RolfAndreassen comments on The Backup Plan - Less Wrong

1 Post author: Luke_A_Somers 13 October 2011 07:53PM

You are viewing a comment permalink. View the original post to see all comments and the full post content.

Comments (35)

You are viewing a single comment's thread. Show more comments above.

Comment author: RolfAndreassen 15 October 2011 02:47:53AM 3 points [-]

I was simplifying the rather complex concept of extrapolated volition to fit it in one sentence.

An AI which not only notices that its friendliness is not invariant, but decides to modify in the direction of invariant Friendliness, is already Friendly. An AI which is able to modify itself to invariant Friendliness without unacceptable compromise of its existing goals is already Friendly. You're assuming away the hard work.

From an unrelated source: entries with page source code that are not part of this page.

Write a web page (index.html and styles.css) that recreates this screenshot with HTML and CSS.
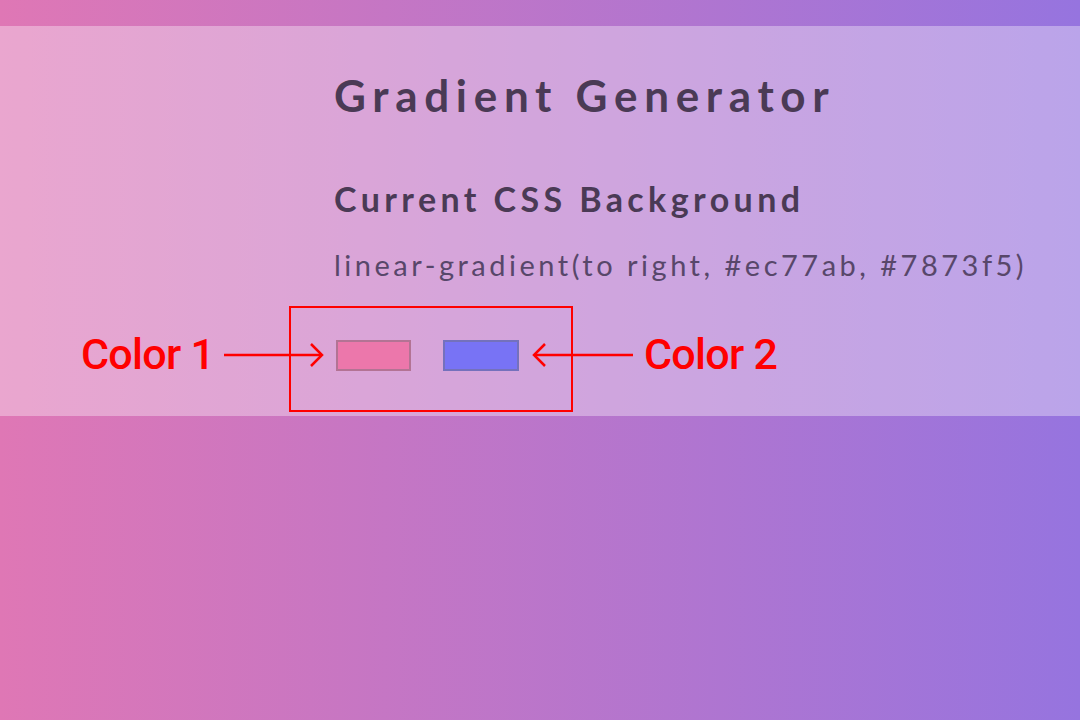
FILE: index.html
```html
<!DOCTYPE html>
<html lang="en">
<head>
<meta charset="utf-8">
<title>Gradient Generator</title>
<link rel="stylesheet" href="styles.css">
</head>
<body>
  <main class="page">
    <section class="panel">
      <h1 class="title">Gradient Generator</h1>
      <h2 class="subtitle">Current CSS Background</h2>
      <p class="code">linear-gradient(to right, #ec77ab, #7873f5)</p>
      <div class="swatches">
        <div class="swatch swatch-one"></div>
        <div class="swatch swatch-two"></div>
      </div>

      <div class="annot-box"></div>
      <span class="annot-label label-one">Color 1</span>
      <svg class="annot-arrow arrow-one" width="100" height="28" viewBox="0 0 100 28">
        <line x1="0" y1="14" x2="98" y2="14"/>
        <polyline points="87,3 98,14 87,25"/>
      </svg>
      <svg class="annot-arrow arrow-two" width="101" height="28" viewBox="0 0 101 28">
        <line x1="2" y1="14" x2="101" y2="14"/>
        <polyline points="13,3 2,14 13,25"/>
      </svg>
      <span class="annot-label label-two">Color 2</span>
    </section>
  </main>
</body>
</html>
```
FILE: styles.css
```css
* { box-sizing: border-box; }

html, body {
  margin: 0;
  padding: 0;
}

body {
  min-height: 720px;
  background: linear-gradient(to right, #df77b5, #9674df);
  font-family: "Lato", "Noto Sans", sans-serif;
  color: #4a3a55;
}

.page {
  padding-top: 26px;
}

.panel {
  position: relative;
  height: 390px;
  background: rgba(255, 255, 255, 0.35);
  padding: 43px 0 0 334px;
}

.title {
  margin: 0;
  font-size: 44px;
  line-height: 52px;
  font-weight: 700;
  letter-spacing: 6.7px;
}

.subtitle {
  margin: 58px 0 0;
  font-size: 34px;
  line-height: 40px;
  font-weight: 700;
  letter-spacing: 4.4px;
}

.code {
  margin: 28px 0 0;
  font-size: 29px;
  line-height: 36px;
  font-weight: 400;
  color: #58476a;
  letter-spacing: 3.5px;
}

.swatches {
  display: flex;
  gap: 32px;
  margin-top: 57px;
  padding-left: 2px;
}

.swatch {
  width: 76px;
  height: 31px;
  border: 2px solid rgba(110, 110, 120, 0.45);
}

.swatch-one { background: #ec77ab; width: 75px; }
.swatch-two { background: #7873f5; }

/* annotation overlay */
.annot-box {
  position: absolute;
  left: 289px;
  top: 280px;
  width: 284px;
  height: 106px;
  border: 2px solid #ff0000;
}

.annot-label {
  position: absolute;
  top: 306px;
  font-family: "Roboto", "Liberation Sans", sans-serif;
  font-weight: 500;
  font-size: 43px;
  line-height: 44px;
  letter-spacing: -0.7px;
  color: #ff0000;
}

.label-one { left: 81px; }
.label-two { left: 644px; }

.annot-arrow {
  position: absolute;
  top: 315px;
  fill: none;
  stroke: #ff0000;
  stroke-width: 2.5;
}

.arrow-one { left: 224px; }
.arrow-two { left: 532px; }
```
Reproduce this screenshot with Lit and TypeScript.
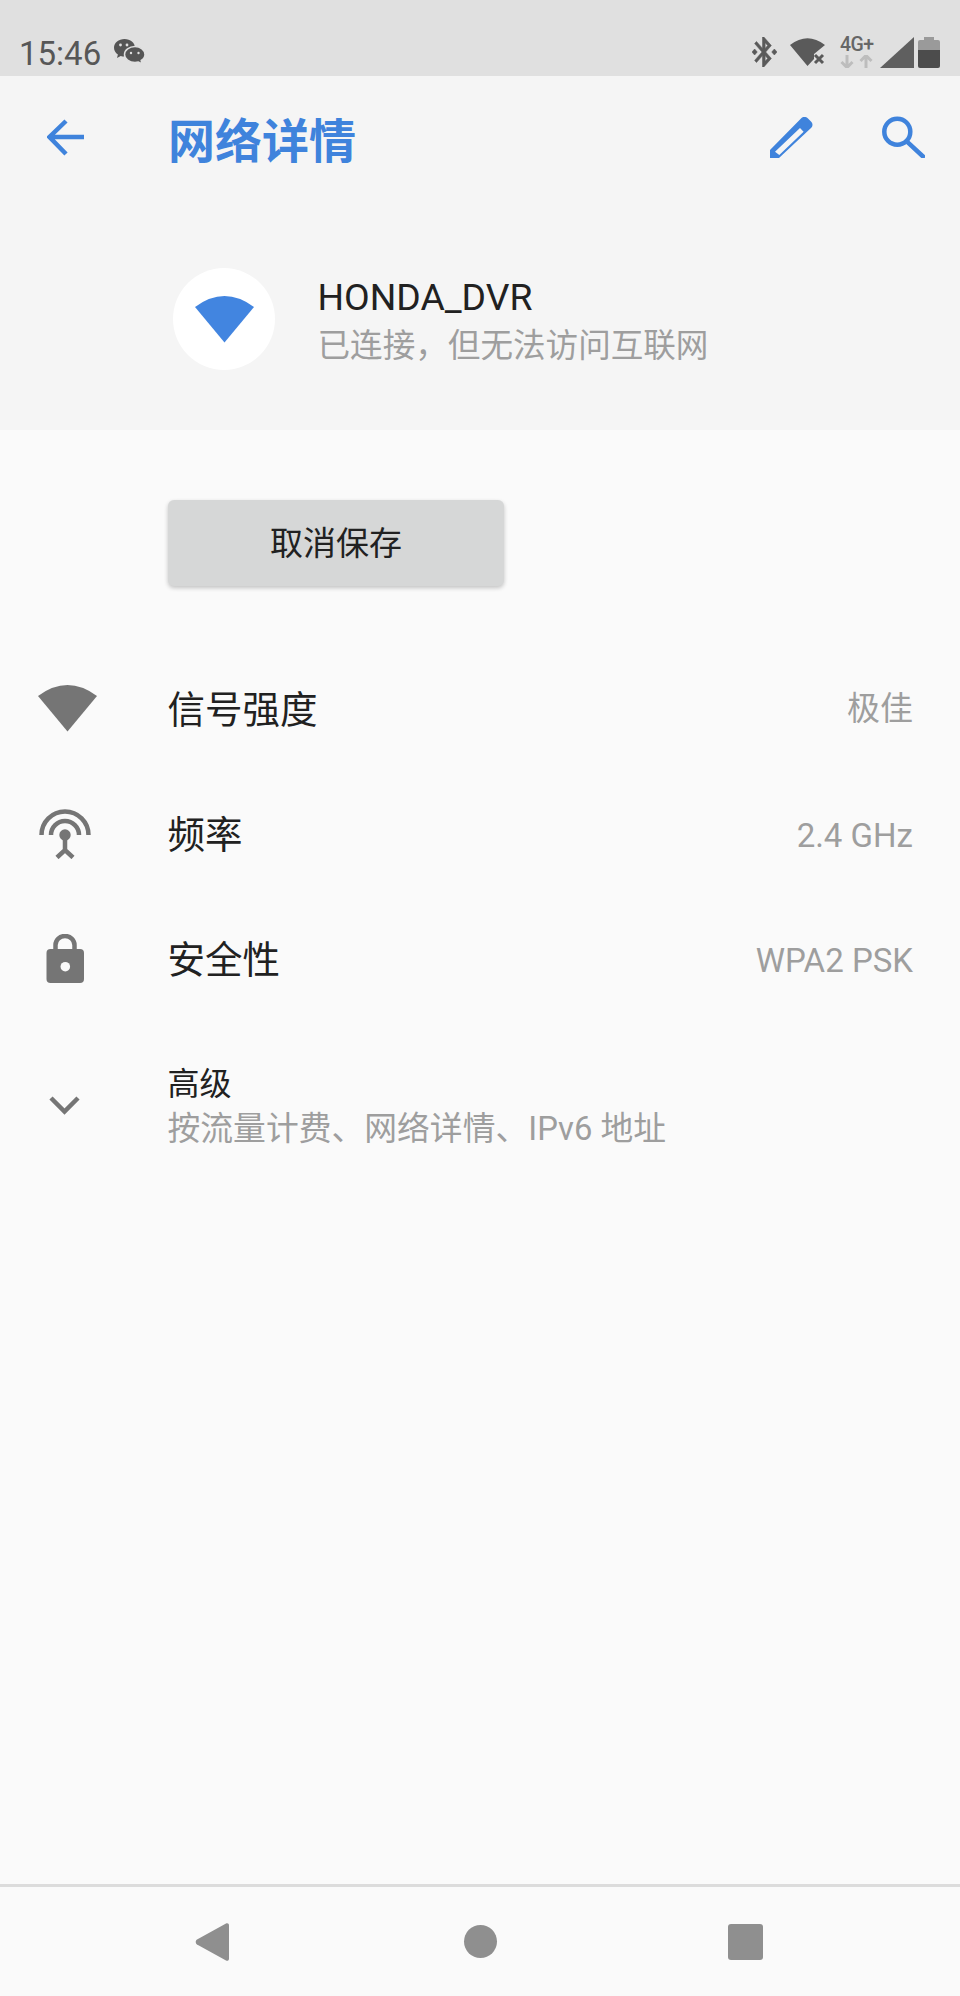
import { LitElement, html, css } from "lit";
import { customElement } from "lit/decorators.js";

@customElement("app-root")
export class AppRoot extends LitElement {
  static styles = css`
    :host { display: block; width: 960px; height: 1996px; background: #fafafa; overflow: hidden;
      font-family: Roboto, "Noto Sans CJK SC", sans-serif; color: #212121; }
    * { box-sizing: border-box; }
    svg { display: block; flex: none; }
    .page { display: flex; flex-direction: column; height: 100%; }
    .status { height: 76px; background: #e0e0e0; display: flex; align-items: flex-start; padding: 37px 20px 0 19px; flex: none; }
    .time { font-size: 33px; line-height: 32px; color: #575757; margin-top: 1px; }
    .wechat { margin: 2px 0 0 13px; }
    .sicons { margin-left: auto; display: flex; align-items: flex-start; }
    .s-wifi { margin-left: 13px; }
    .net { margin-left: 15px; width: 33px; display: flex; flex-direction: column; }
    .net span { font-size: 19.5px; font-weight: 500; line-height: 16px; height: 18px; color: #666; letter-spacing: -0.5px; white-space: nowrap; }
    .s-sig { margin-left: 7px; }
    .s-bat { margin-left: 4px; }
    .head { height: 354px; background: #f5f5f5; flex: none; display: flex; flex-direction: column; }
    .appbar { height: 122px; display: flex; align-items: center; padding: 0 35px 0 47px; flex: none; }
    .title { font-size: 47px; line-height: 60px; font-weight: 700; color: #3f83dc; margin: 10px 0 0 84px; }
    .act { margin-left: auto; }
    .act2 { margin-left: 69px; }
    .info { display: flex; align-items: flex-start; padding: 70px 0 0 173px; }
    .circle { width: 102px; height: 102px; border-radius: 50%; background: #fff; display: flex; align-items: center; justify-content: center; flex: none; }
    .names { margin: 5px 0 0 42.5px; display: flex; flex-direction: column; }
    .ssid { font-size: 37.3px; line-height: 48px; color: #212121; }
    .sub { font-size: 32.6px; line-height: 50px; color: #9e9e9e; }
    .btn { margin: 70px 0 60px 168px; width: 336px; height: 86px; border-radius: 6px; background: #d6d7d7;
      box-shadow: 0 2px 4px rgba(0,0,0,.22); display: flex; align-items: center; justify-content: center;
      font-size: 33px; color: #212121; flex: none; padding-bottom: 5px; }
    .row { height: 125px; display: flex; align-items: center; padding-right: 47px; flex: none; }
    .ic { width: 167.5px; flex: none; display: flex; }
    .label { font-size: 37.5px; color: #212121; margin-bottom: 4px; }
    .lift { margin-bottom: 5px; }
    .val { margin-left: auto; font-size: 33px; color: #9e9e9e; margin-top: 3px; }
    .val.cjk { margin-top: 0; margin-bottom: 6px; }
    .adv { height: 165px; }
    .chev { margin-top: 2px; }
    .advtext { display: flex; flex-direction: column; margin-top: 7px; }
    .advtitle { font-size: 32px; line-height: 44px; color: #212121; }
    .advsub { font-size: 32.8px; line-height: 46px; color: #9e9e9e; }
    .spacer { flex: 1; }
    .nav { height: 112px; border-top: 3px solid #dcdcdc; display: flex; align-items: center; padding-left: 195px; flex: none; }
    .dot { width: 33px; height: 33px; border-radius: 50%; background: #8f8f8f; margin-left: 235px; }
    .sq { width: 35px; height: 36px; border-radius: 3px; background: #8f8f8f; margin-left: 231px; }
  `;

  private wedge(color: string) {
    return html`<svg width="59" height="47" viewBox="0 0 59 47"><path d="M29.5 46.5 L0 11 Q29.5 -11 59 11 Z" fill=${color}></path></svg>`;
  }

  render() {
    return html`<div class="page">
      <div class="status">
        <span class="time">15:46</span>
        <svg class="wechat" width="31" height="25" viewBox="0 0 31 25">
          <path d="M10.5 0C4.7 0 0 3.9 0 8.8c0 2.8 1.5 5.2 3.9 6.8L3 19l3.7-2c1.2.4 2.4.6 3.8.6C16.3 17.6 21 13.7 21 8.8S16.3 0 10.5 0z" fill="#555"></path>
          <path d="M21 7.5c-5.8 0-10.5 3.6-10.5 8s4.7 8 10.5 8c1.2 0 2.3-.2 3.4-.5L28 25l-.8-3.5c2.3-1.5 3.8-3.6 3.8-6 0-4.4-4.5-8-10-8z" fill="#555" stroke="#e0e0e0" stroke-width="1.5"></path>
          <circle cx="6.5" cy="6" r="1.4" fill="#e0e0e0"></circle><circle cx="13" cy="6" r="1.4" fill="#e0e0e0"></circle>
          <circle cx="17" cy="14" r="1.2" fill="#e0e0e0"></circle><circle cx="24.5" cy="14" r="1.2" fill="#e0e0e0"></circle>
        </svg>
        <div class="sicons">
          <svg width="25" height="30" viewBox="3 2 19 20" preserveAspectRatio="none"><path fill="#5a5a5a" stroke="#5a5a5a" stroke-width=".4" d="M7 12l-2-2-2 2 2 2 2-2zm10.71-4.29L12 2h-1v7.59L6.41 5 5 6.41 10.59 12 5 17.59 6.41 19 11 14.41V22h1l5.71-5.71-4.3-4.29 4.3-4.29zM13 5.83l1.88 1.88L13 9.59V5.83zm1.88 10.46L13 18.17v-3.76l1.88 1.88z M20 10l-2 2 2 2 2-2-2-2z"></path></svg>
          <svg class="s-wifi" width="35" height="30" viewBox="0 0 35 30">
            <path d="M17.5 29 L0 8 Q17.5 -5.5 35 8 L24 17 V22 Z" fill="#5a5a5a"></path>
            <path d="M25 18 L33 26 M33 18 L25 26" stroke="#5a5a5a" stroke-width="3"></path>
          </svg>
          <div class="net">
            <span>4G+</span>
            <svg width="33" height="13" viewBox="0 0 33 13">
              <path d="M7 0V12 M1.5 7 L7 12.5 L12.5 7" fill="none" stroke="#bdbdbd" stroke-width="3"></path>
              <path d="M26 13V1 M20.5 6 L26 .5 L31.5 6" fill="none" stroke="#bdbdbd" stroke-width="3"></path>
            </svg>
          </div>
          <svg class="s-sig" width="34" height="31" viewBox="0 0 34 31"><path d="M0 31 L34 0 V31 Z" fill="#5f5f5f"></path></svg>
          <svg class="s-bat" width="22" height="31" viewBox="0 0 22 31">
            <path d="M6 0h10v3h4a2 2 0 0 1 2 2v8H0V5a2 2 0 0 1 2-2h4z" fill="#9a9a9a"></path>
            <path d="M0 13h22v16a2 2 0 0 1-2 2H2a2 2 0 0 1-2-2z" fill="#4c4c4c"></path>
          </svg>
        </div>
      </div>

      <div class="head">
        <div class="appbar">
          <svg width="37" height="37" viewBox="0 0 37 37"><path d="M37 18H3 M19 2 L2.5 18 L19 35" fill="none" stroke="#3f83dc" stroke-width="4.5"></path></svg>
          <span class="title">网络详情</span>
          <svg class="act" width="43" height="41" viewBox="0 0 43 41"><path fill-rule="evenodd" fill="#3f83dc" d="M0 41V33L31 1.5C33 -.5 36 -.3 38 1.5L41 4.5C43 6.500 43 9 41 11L9 41Z M5 34.700 L9.300 38 L33.600 14.700 L30 11Z"></path></svg>
          <svg class="act2" width="43" height="42" viewBox="0 0 43 42"><circle cx="15.300" cy="15.700" r="13" fill="none" stroke="#3f83dc" stroke-width="4.500"></circle><path d="M25 25.700 L41 40.500" stroke="#3f83dc" stroke-width="4.500" stroke-linecap="round"></path></svg>
        </div>
        <div class="info">
          <div class="circle">${this.wedge("#4285e0")}</div>
          <div class="names">
            <span class="ssid">HONDA_DVR</span>
            <span class="sub">已连接&#xFF0C;但无法访问互联网</span>
          </div>
        </div>
      </div>

      <div class="btn">取消保存</div>

      <div class="row">
        <div class="ic"><svg width="98" height="47" viewBox="-38 0 98 47"><path d="M29.500 46.500 L0 11 Q29.500 -11 59 11 Z" fill="#757575"></path></svg></div>
        <span class="label lift">信号强度</span><span class="val cjk">极佳</span>
      </div>
      <div class="row">
        <div class="ic"><svg width="91" height="50" viewBox="-39 0 91 50">
          <path d="M2.500 26 A23.500 23.500 0 0 1 49.500 26 M12 26 A14 14 0 0 1 40 26" fill="none" stroke="#757575" stroke-width="4.500"></path>
          <circle cx="26" cy="26" r="5.700" fill="#757575"></circle>
          <path d="M26 26V41 M18 48.500 L26 41 L34 48.500" fill="none" stroke="#757575" stroke-width="4.500"></path>
        </svg></div>
        <span class="label">频率</span><span class="val">2.4 GHz</span>
      </div>
      <div class="row">
        <div class="ic"><svg width="84" height="49" viewBox="-46 0 84 49">
          <path d="M9.500 16V11 a9.500 9 0 0 1 19 0V16" fill="none" stroke="#757575" stroke-width="4.500"></path>
          <rect x=".5" y="15" width="37.500" height="34" rx="4" fill="#757575"></rect>
          <circle cx="19.300" cy="32.700" r="4.800" fill="#fafafa"></circle>
        </svg></div>
        <span class="label">安全性</span><span class="val">WPA2 PSK</span>
      </div>
      <div class="row adv">
        <div class="ic"><svg class="chev" width="81" height="20" viewBox="-49 0 81 20"><path d="M2 3 L15.500 16.500 L29 3" fill="none" stroke="#757575" stroke-width="4.500"></path></svg></div>
        <div class="advtext">
          <span class="advtitle">高级</span>
          <span class="advsub">按流量计费、网络详情、IPv6 地址</span>
        </div>
      </div>

      <div class="spacer"></div>

      <div class="nav">
        <svg width="34" height="38" viewBox="0 0 34 38"><path d="M31 .500 C32.500 -.3 34 .5 34 2.500 V35.500 C34 37.500 32.500 38.300 31 37.500 L2 21.500 C.3 20.500 .3 17.500 2 16.500 Z" fill="#8f8f8f"></path></svg>
        <div class="dot"></div>
        <div class="sq"></div>
      </div>
    </div>`;
  }
}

Comment author: Luke_A_Somers 15 October 2011 06:54:41PM *  2 points [-]

"already friendly"? You're acting as if its state doesn't depend on its environment.

Are there elements of the environment that could determine whether a given AI's successor is friendly or not? I would say 'yes'.

This is after one has already done the hard work of making an AI that even has the potential to be friendly, but you messed up on that one crucial bit. This is a saving throw, a desperate error handler, not the primary way forward. By saying 'backup plan' I don't mean, 'if Friendly AI is hard, let's try this', I mean 'Could this save us from being restrained and nannied for eternity?'

Comment author: RolfAndreassen 15 October 2011 07:19:22PM 2 points [-]

I shudder to think that any AI's final goals could be so balanced that random articles on the Web of a Thousand Lies could push it one way or the other. I'm of the opinion that this is a fail, to be avoided at all costs.